Вся эта речь особенно кочевряжила Шкловского, который никаких идеологий и вообще никаких надо не признает, а знает только «установку на стиль». Он сидел с иронической улыбкой и нервно ковырял пальцем в пальцах правой босой ноги, вскинутой на левую. Наконец не выдержал. «Я думаю, Алексей Максимович,— сказал он глухо,— человек здесь запылен оттого, что у авторов были иные задачи, чисто стилистического характера. Здесь установка на стиль».
— Я принял это во внимание. Но за этим остается еще то, о чем я говорю. <...>
8 июня.Забыл записать, чтó в воскрес. Горький говорил о Сургучеве. Я прочитал в «Последи. Известиях» преглупый фельетон Сургучева «М. Горький». В фельетоне сказано, что Горький привык сидеть на бриллиантовых тронах и вообще нетерпим к чужому мнению, будто бы он, Сургучев, разошелся с Горьким после одного пустякового спора.

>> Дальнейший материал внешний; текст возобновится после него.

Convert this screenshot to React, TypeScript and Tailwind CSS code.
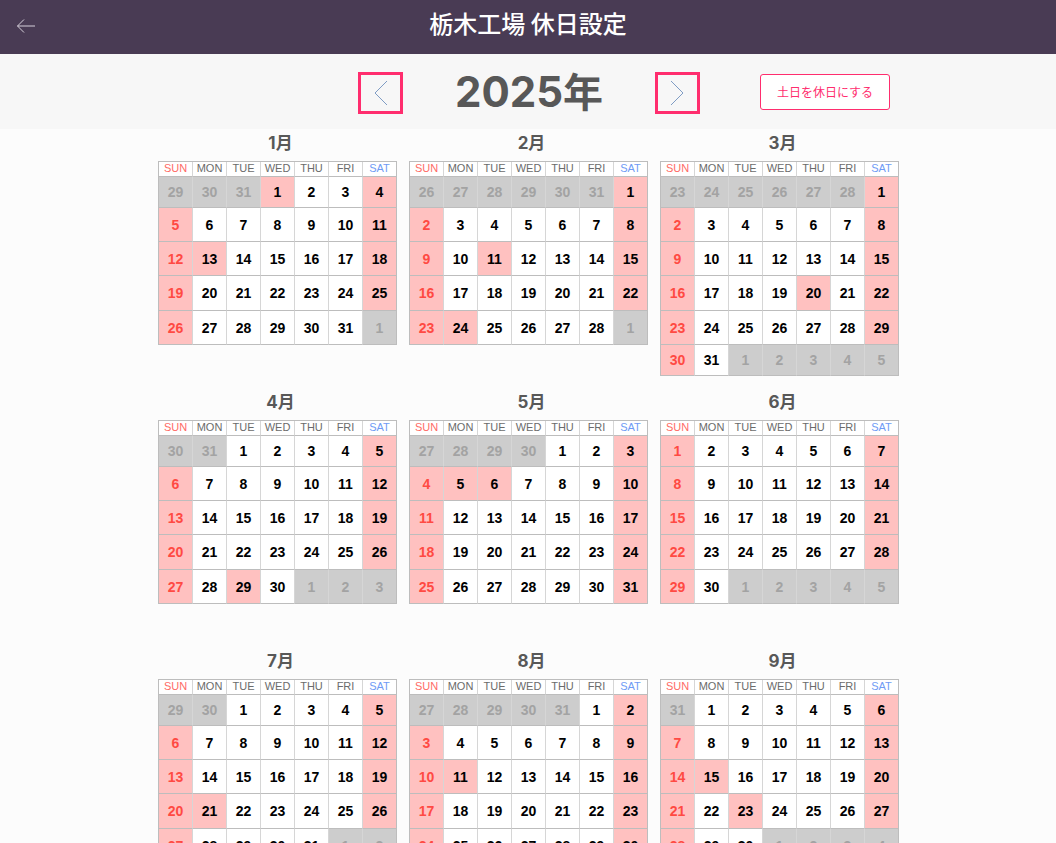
import { useState } from "react";

const YEAR = 2025;
const WEEKDAYS = ["SUN", "MON", "TUE", "WED", "THU", "FRI", "SAT"];
const ROW_HEIGHTS = ["h-[31px]", "h-[34px]", "h-[34px]", "h-[35px]", "h-[34px]", "h-[31px]"];
const NATIONAL_HOLIDAYS = [
  "1-1", "1-13", "2-11", "2-24", "3-20", "4-29", "5-5", "5-6", "7-21", "8-11", "9-15", "9-23",
];

type Day = { key: string; date: number; weekday: number; inMonth: boolean };

function weeksOf(year: number, month: number): Day[][] {
  const lead = new Date(year, month - 1, 1).getDay();
  const count = new Date(year, month, 0).getDate();
  const rows = Math.ceil((lead + count) / 7);
  return Array.from({ length: rows }, (_, r) =>
    Array.from({ length: 7 }, (_, c) => {
      const d = new Date(year, month - 1, r * 7 + c - lead + 1);
      return {
        key: `${d.getMonth() + 1}-${d.getDate()}`,
        date: d.getDate(),
        weekday: c,
        inMonth: d.getMonth() === month - 1,
      };
    }),
  );
}

function initialHolidays(year: number): Set<string> {
  const set = new Set<string>(year === YEAR ? NATIONAL_HOLIDAYS : []);
  weekendsOf(year).forEach((k) => set.add(k));
  return set;
}

function weekendsOf(year: number): string[] {
  const keys: string[] = [];
  for (let m = 1; m <= 12; m++) {
    weeksOf(year, m).flat().forEach((d) => {
      if (d.inMonth && (d.weekday === 0 || d.weekday === 6)) keys.push(d.key);
    });
  }
  return keys;
}

function headColor(i: number) {
  if (i === 0) return "text-[#ff6b66]";
  if (i === 6) return "text-[#6f9bf5]";
  return "text-[#6b6b6b]";
}

function Month({
  year,
  month,
  holidays,
  onToggle,
}: {
  year: number;
  month: number;
  holidays: Set<string>;
  onToggle: (key: string) => void;
}) {
  return (
    <section className="min-h-[247px] w-[239px]">
      <h2 className="flex h-8 items-center justify-center pb-1 pl-1.5 font-[Inter,'Noto_Sans_CJK_JP',sans-serif] text-[17px] leading-6 font-bold text-[#585858]">
        {month}月
      </h2>
      <table className="w-full table-fixed border-separate border-spacing-0 border-t border-l border-[#bdbdbd] bg-white text-center">
        <thead>
          <tr className="h-[15px]">
            {WEEKDAYS.map((w, i) => (
              <th
                key={w}
                scope="col"
                className={`border-r border-b border-r-[#d6d6d6] border-b-[#bdbdbd] p-0 align-top text-[11px] leading-3 font-normal last:border-r-[#bdbdbd] ${headColor(i)}`}
              >
                {w}
              </th>
            ))}
          </tr>
        </thead>
        <tbody>
          {weeksOf(year, month).map((week, r) => (
            <tr key={r} className={ROW_HEIGHTS[r]}>
              {week.map((d) => {
                const off = holidays.has(d.key);
                const bg = !d.inMonth ? "bg-[#cdcdcd]" : off ? "bg-[#ffc1c0]" : "bg-white";
                const fg = !d.inMonth
                  ? "text-[#a3a3a3]"
                  : d.weekday === 0
                    ? "text-[#ff4a43]"
                    : "text-black";
                return (
                  <td
                    key={d.key}
                    className={`border-r border-b border-r-[#d6d6d6] border-b-[#bdbdbd] p-0 text-[14px] leading-5 font-bold last:border-r-[#bdbdbd] ${bg} ${fg}`}
                  >
                    {d.inMonth ? (
                      <button
                        type="button"
                        aria-pressed={off}
                        onClick={() => onToggle(d.key)}
                        className="block w-full cursor-pointer py-1"
                      >
                        {d.date}
                      </button>
                    ) : (
                      d.date
                    )}
                  </td>
                );
              })}
            </tr>
          ))}
        </tbody>
      </table>
    </section>
  );
}

export default function App() {
  const [year, setYear] = useState(YEAR);
  const [holidays, setHolidays] = useState(() => initialHolidays(YEAR));

  const changeYear = (y: number) => {
    setYear(y);
    setHolidays(initialHolidays(y));
  };
  const toggle = (key: string) =>
    setHolidays((prev) => {
      const next = new Set(prev);
      if (!next.delete(key)) next.add(key);
      return next;
    });

  const arrowBox =
    "flex h-[42px] w-[45px] cursor-pointer items-center justify-center border-3 border-[#ff2d6e] text-[#7f9cc4]";

  return (
    <div className="flex h-screen flex-col bg-[#fcfcfc] font-['Liberation_Sans','Noto_Sans_CJK_JP',sans-serif]">
      <header className="grid h-[54px] shrink-0 grid-cols-[1fr_auto_1fr] items-center bg-[#493b54] px-4 text-white">
        <a href="#back" aria-label="戻る" className="justify-self-start">
          <svg width="20" height="16" viewBox="0 0 20 16" fill="none" stroke="#d6d0da" strokeWidth="1">
            <path d="M19 7H1.500M8 0.500L1.500 7L8 13.500" />
          </svg>
        </a>
        <h1 className="pb-2 font-['Noto_Sans_CJK_JP',sans-serif] text-2xl leading-9 font-medium">
          栃木工場 休日設定
        </h1>
      </header>

      <div className="grid h-[75px] shrink-0 grid-cols-[1fr_342px_1fr] items-center bg-[#f7f7f7] pl-0.5">
        <div className="col-start-2 flex items-center justify-between pt-0.5">
          <button type="button" aria-label="前の年" className={arrowBox} onClick={() => changeYear(year - 1)}>
            <svg width="14" height="26" viewBox="0 0 14 26" fill="none" stroke="currentColor" strokeWidth="1">
              <path d="M13 1L1 13L13 25" />
            </svg>
          </button>
          <p className="flex items-baseline font-[Inter,'Noto_Sans_CJK_JP',sans-serif] text-[42px] leading-[60px] font-bold text-[#585858]">
            {year}
            <span className="text-[40px]">年</span>
          </p>
          <button type="button" aria-label="次の年" className={arrowBox} onClick={() => changeYear(year + 1)}>
            <svg width="14" height="26" viewBox="0 0 14 26" fill="none" stroke="currentColor" strokeWidth="1">
              <path d="M1 1L13 13L1 25" />
            </svg>
          </button>
        </div>
        <button
          type="button"
          onClick={() => setHolidays((prev) => new Set([...prev, ...weekendsOf(year)]))}
          className="ml-[60px] h-9 w-[130px] cursor-pointer justify-self-start rounded-[3px] border border-[#ff2d6e] bg-white font-['Noto_Sans_CJK_JP',sans-serif] text-xs text-[#ff2d6e]"
        >
          土日を休日にする
        </button>
      </div>

      <main className="min-h-0 flex-1 overflow-y-auto [scrollbar-width:none]">
        <div className="mx-auto grid w-[740px] grid-cols-[repeat(3,239px)] gap-3">
          {[1, 2, 3, 4, 5, 6, 7, 8, 9].map((m) => (
            <Month key={m} year={year} month={m} holidays={holidays} onToggle={toggle} />
          ))}
        </div>
      </main>
    </div>
  );
}
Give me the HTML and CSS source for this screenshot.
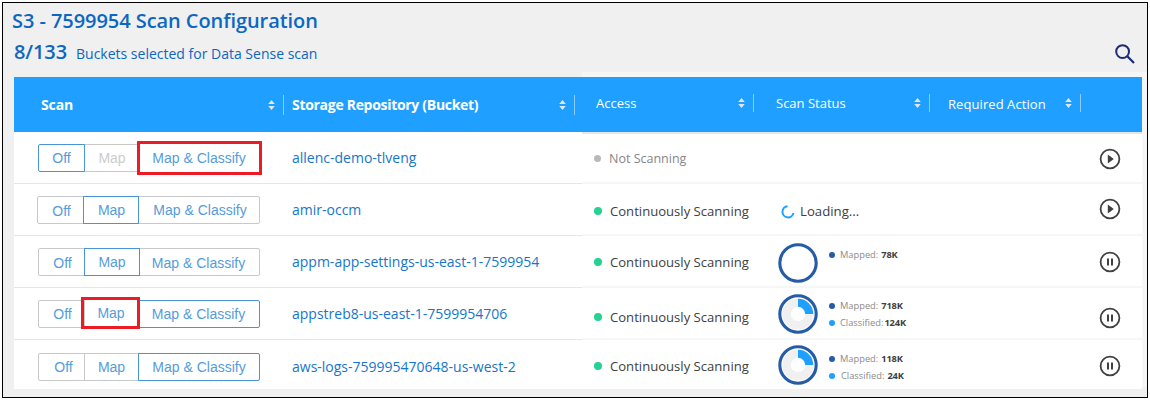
FILE: index.html
```html
<!DOCTYPE html>
<html lang="en">
<head>
<meta charset="utf-8">
<title>Scan Configuration</title>
<link rel="stylesheet" href="styles.css">
</head>
<body>
<svg class="defs" width="0" height="0">
  <symbol id="sort" viewBox="0 0 7 10"><path d="M0.2 4 3.5 0 6.8 4ZM0.2 6 3.5 10 6.8 6Z"/></symbol>
  <symbol id="play" viewBox="0 0 22 22"><circle cx="11" cy="11" r="9.4" fill="none" stroke="#404040" stroke-width="1.8"/><path d="M8.8 6.6 14.8 11 8.8 15.4Z" fill="#404040"/></symbol>
  <symbol id="pause" viewBox="0 0 22 22"><circle cx="11" cy="11" r="9.4" fill="none" stroke="#404040" stroke-width="1.8"/><path d="M8 7.5h2v7H8ZM12 7.5h2v7h-2Z" fill="#404040"/></symbol>
  <symbol id="ring" viewBox="0 0 40 40"><circle cx="20" cy="20" r="18.2" fill="#fff" stroke="#265ca5" stroke-width="3.1"/></symbol>
  <symbol id="donut" viewBox="0 0 40 40"><circle cx="20" cy="20" r="18.2" fill="#fff" stroke="#265ca5" stroke-width="3.1"/><circle cx="20" cy="20" r="11.4" fill="none" stroke="#f0f0f0" stroke-width="8.4"/><path d="M20 4.8A15.2 15.2 0 0 1 35.2 20H27.2A7.2 7.2 0 0 0 20 12.8Z" fill="#1f9fff"/></symbol>
</svg>
<main class="frame">
  <header class="top">
    <div>
      <h1 class="title">S3 - 7599954 Scan Configuration</h1>
      <p class="summary"><b class="count">8/133</b><span class="note">Buckets selected for Data Sense scan</span></p>
    </div>
    <svg class="search" viewBox="0 0 20 20"><circle cx="7.6" cy="7.6" r="6.4" fill="none" stroke="#1c2b78" stroke-width="2"/><path d="M12.3 12.3 19 19" stroke="#1c2b78" stroke-width="2.2"/></svg>
  </header>
  <section class="table">
    <div class="head">
      <div class="th th-scan"><span>Scan</span><svg class="sort"><use href="#sort"/></svg></div>
      <div class="th th-repo"><span>Storage Repository (Bucket)</span><svg class="sort"><use href="#sort"/></svg></div>
      <div class="th th-access"><span>Access</span><svg class="sort"><use href="#sort"/></svg></div>
      <div class="th th-status"><span>Scan Status</span><svg class="sort"><use href="#sort"/></svg></div>
      <div class="th th-action"><span>Required Action</span><svg class="sort"><use href="#sort"/></svg></div>
    </div>

    <div class="row row1">
      <div class="left">
        <div class="seg"><span class="off on">Off</span><span class="map dim">Map</span><span class="cls marked">Map &amp; Classify</span></div>
        <a class="repo">allenc-demo-tlveng</a>
      </div>
      <div class="right">
        <div class="access idle"><i class="dot"></i>Not Scanning</div>
        <div class="status"></div>
        <svg class="act"><use href="#play"/></svg>
      </div>
    </div>

    <div class="row row2">
      <div class="left">
        <div class="seg"><span class="off">Off</span><span class="map on">Map</span><span class="cls">Map &amp; Classify</span></div>
        <a class="repo">amir-occm</a>
      </div>
      <div class="right">
        <div class="access"><i class="dot"></i>Continuously Scanning</div>
        <div class="status"><svg class="spin" viewBox="0 0 14 14"><path d="M6.6 1.2A5.6 5.6 0 1 0 12.5 8" fill="none" stroke="#1f9fff" stroke-width="2"/></svg><span class="loading">Loading...</span></div>
        <svg class="act"><use href="#play"/></svg>
      </div>
    </div>

    <div class="row row3">
      <div class="left">
        <div class="seg"><span class="off">Off</span><span class="map on">Map</span><span class="cls">Map &amp; Classify</span></div>
        <a class="repo">appm-app-settings-us-east-1-7599954</a>
      </div>
      <div class="right">
        <div class="access"><i class="dot"></i>Continuously Scanning</div>
        <div class="status"><svg class="chart"><use href="#ring"/></svg>
          <div class="legend"><div class="key mapped">Mapped: <b>78K</b></div></div></div>
        <svg class="act"><use href="#pause"/></svg>
      </div>
    </div>

    <div class="row row4">
      <div class="left">
        <div class="seg"><span class="off">Off</span><span class="map marked">Map</span><span class="cls on">Map &amp; Classify</span></div>
        <a class="repo">appstreb8-us-east-1-7599954706</a>
      </div>
      <div class="right">
        <div class="access"><i class="dot"></i>Continuously Scanning</div>
        <div class="status"><svg class="chart"><use href="#donut"/></svg>
          <div class="legend"><div class="key mapped">Mapped: <b>718K</b></div><div class="key classified tight">Classified: <b>124K</b></div></div></div>
        <svg class="act"><use href="#pause"/></svg>
      </div>
    </div>

    <div class="row row5">
      <div class="left">
        <div class="seg"><span class="off">Off</span><span class="map">Map</span><span class="cls on">Map &amp; Classify</span></div>
        <a class="repo">aws-logs-759995470648-us-west-2</a>
      </div>
      <div class="right">
        <div class="access"><i class="dot"></i>Continuously Scanning</div>
        <div class="status"><svg class="chart"><use href="#donut"/></svg>
          <div class="legend"><div class="key mapped">Mapped: <b>118K</b></div><div class="key classified">Classified: <b>24K</b></div></div></div>
        <svg class="act"><use href="#pause"/></svg>
      </div>
    </div>
  </section>
</main>
</body>
</html>
```
FILE: styles.css
```css
* { box-sizing: border-box; }
body { margin: 0; background: #fff; font-family: "Open Sans", sans-serif; }
.defs { display: block; }
.frame {
  width: 1146px; height: 396px; margin: 2px 0 0 2px; border: 1px solid #000; overflow: hidden;
  background:
    linear-gradient(#f6f6f6, #f6f6f6) 579px 69px / 565px 5px no-repeat,
    linear-gradient(#f6f6f6, #f6f6f6) 1139px 74px / 5px 310px no-repeat,
    #f0f0f0;
}

.top { display: flex; justify-content: space-between; height: 74px; padding: 0 12px 0 9px; color: #0c67c2; }
.title { margin: 4px 0 0; font-size: 20px; line-height: 28px; font-weight: 600; letter-spacing: -0.06px; white-space: nowrap; }
.summary { display: flex; align-items: baseline; margin: 3px 0 0 2px; line-height: 28px; white-space: nowrap; }
.count { width: 62px; font-size: 20px; font-weight: 600; letter-spacing: -0.1px; }
.note { font-size: 14px; }
.search { width: 20px; height: 20px; margin-top: 41px; }

.table { width: 1128px; margin-left: 11px; background: #fff; }
.head { display: flex; height: 55px; background: #1f9fff; color: #fff; }
.th { display: flex; align-items: center; justify-content: space-between; height: 20px; margin-top: 18px; border-right: 1px solid #8bcdff; font-size: 13px; line-height: 18px; white-space: nowrap; }
.th span { margin-bottom: 1px; }
.sort { width: 7px; height: 10px; fill: #dfe6ec; }
.th-scan { width: 270px; padding: 0 8px 0 27px; font-size: 14px; font-weight: 700; letter-spacing: -0.1px; }
.th-repo { width: 291px; padding: 0 8px 0 8px; font-size: 14px; font-weight: 700; letter-spacing: -0.3px; }
.th-scan span, .th-repo span { margin-bottom: 0; }
.th-access, .th-status, .th-action { height: 18px; margin-top: 17px; }
.th-access { width: 179px; padding: 0 8px 0 21px; }
.th-status { width: 176px; padding: 0 8px 0 22px; }
.th-action { width: 151px; padding: 0 8px 0 18px; }
.th-action span { margin: 2px 0 0; letter-spacing: 0.07px; }

.row { display: flex; height: 52px; }
.left { display: flex; align-items: flex-start; width: 568px; border-bottom: 1px solid #e6e6e6; }
.right { display: flex; align-items: flex-start; width: 560px; border-bottom: 2px solid #f6f6f6; }
.row1 .right { border-top: 2px solid #e4e7ea; }
.row5 { height: 49px; }
.row5 .left, .row5 .right { border-bottom: 0; }

.seg { display: flex; width: 222px; height: 28px; margin: 12px 32px 0 24px; font: 14px/26px "Liberation Sans", Arial, sans-serif; color: #559cdb; }
.row2 .seg { width: 223px; margin-left: 23px; }
.row5 .seg { margin-top: 13px; }
.seg span { border: 1px solid #c9c9c9; text-align: center; white-space: nowrap; }
.seg .off { width: 47px; border-radius: 2px 0 0 2px; }
.seg .map { width: 56px; margin-left: -1px; }
.seg .cls { flex: 1; margin-left: -1px; border-radius: 0 2px 2px 0; }
.seg .on { border-color: #4795d8; z-index: 1; }
.seg .dim { color: #cccccc; }
.seg .marked { z-index: 2; border: 3px solid #ec1c24; border-radius: 0; }
.row1 .cls.marked { height: 34px; margin: -3px -2px 0 -3px; padding-right: 1px; line-height: 28px; }
.row4 .map.marked { flex: 0 0 59px; height: 32px; margin: -3px -2px 0 -4px; padding-left: 1px; line-height: 26px; }
.row2 .off { padding-left: 2px; line-height: 28px; }
.row2 .cls { padding-left: 2px; }
.row2 .map { padding-left: 1px; }
.row3 .off, .row4 .off { padding-left: 2px; }
.row3 .off, .row3 .cls { line-height: 28px; }
.row3 .cls { padding-right: 2px; }
.row5 .off { padding-left: 4px; }
.row5 .map { width: 55px; }

.repo { margin-top: 16px; font-size: 14px; line-height: 20px; color: #1676ca; white-space: nowrap; }
.row5 .repo { margin-top: 17px; }

.access { display: flex; align-items: center; width: 193px; margin-top: 17px; padding-left: 12px; font-size: 13.1px; line-height: 20px; color: #404040; white-space: nowrap; }
.idle { margin-top: 14px; font-size: 12.5px; line-height: 21px; color: #868686; }
.row3 .access { margin-top: 16px; }
.row4 .access { margin-top: 19px; }
.row5 .access { margin-top: 16px; }
.dot { width: 8px; height: 8px; margin-right: 8px; border-radius: 50%; background: #26d191; }
.idle .dot { width: 7px; height: 7px; background: #b9b9b9; }

.status { display: flex; align-items: flex-start; width: 324px; }
.spin { width: 14px; height: 14px; margin: 21px 5px 0 6px; }
.loading { margin-top: 17px; font-size: 13.2px; line-height: 20px; color: #404040; }
.chart { width: 40px; height: 40px; margin: 7px 11px 0 3px; }
.row4 .chart { margin-top: 6px; }
.row5 .chart { margin-top: 5px; }
.legend { margin-top: 10px; }
.row4 .legend { margin-top: 9px; }
.row5 .legend { margin-top: 10px; }
.key { display: flex; align-items: center; gap: 3px; height: 17px; font-size: 9.3px; line-height: 17px; color: #8b8b8b; white-space: nowrap; }
.key::before { content: ""; width: 6px; height: 6px; margin-right: 2px; border-radius: 50%; background: #265ca5; }
.key.classified::before { background: #1f9fff; margin-right: 3px; }
.key.tight::before { margin-right: 4px; }
.key.tight { gap: 1px; }
.key b { color: #404040; letter-spacing: -0.15px; }

.act { width: 22px; height: 22px; margin-top: 14px; }
.row1 .act { margin-top: 14px; }
.row3 .act { margin-top: 15px; }
.row4 .act { margin-top: 19px; }
.row5 .act { margin-top: 15px; }
```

— Охота вам была водиться с таким идиотом!— сказал я.
— Нет, он человек даровитый,— сказал Горький.— У него есть хорошая повесть. (Он назвал заглавие, я забыл.) <...>
3 июля.Мы уже две недели в Холомках. Я бегаю по делам колонии и ничего не делаю. <...>
За 40 дней я 30 раз ездил в город на гнусной лошади и на телеге, которую из деликатности зовут только бедой, а не чумой, дыбой.
5 июля.Я единолично добыл Колонию Бельское Устье,добыл сад, из-за сада я ездил в город 4 раза, из-за огорода 1 раз, из-за покосов 4 раза (сперва дали, потом отняли), добыл две десятины ржи, десятину клевера, добыл двух лошадей, жмыхи, я один безо всякой помощи. Ради меня по моей просьбе Зайцев отделал верх для колонии, устроил кухню, починил окна и замки на дверях. Я добыл фураж для лошадей — и, что главное, добыл второй паек для всех членов колонии и их семейств — паек с сахаром и крупой.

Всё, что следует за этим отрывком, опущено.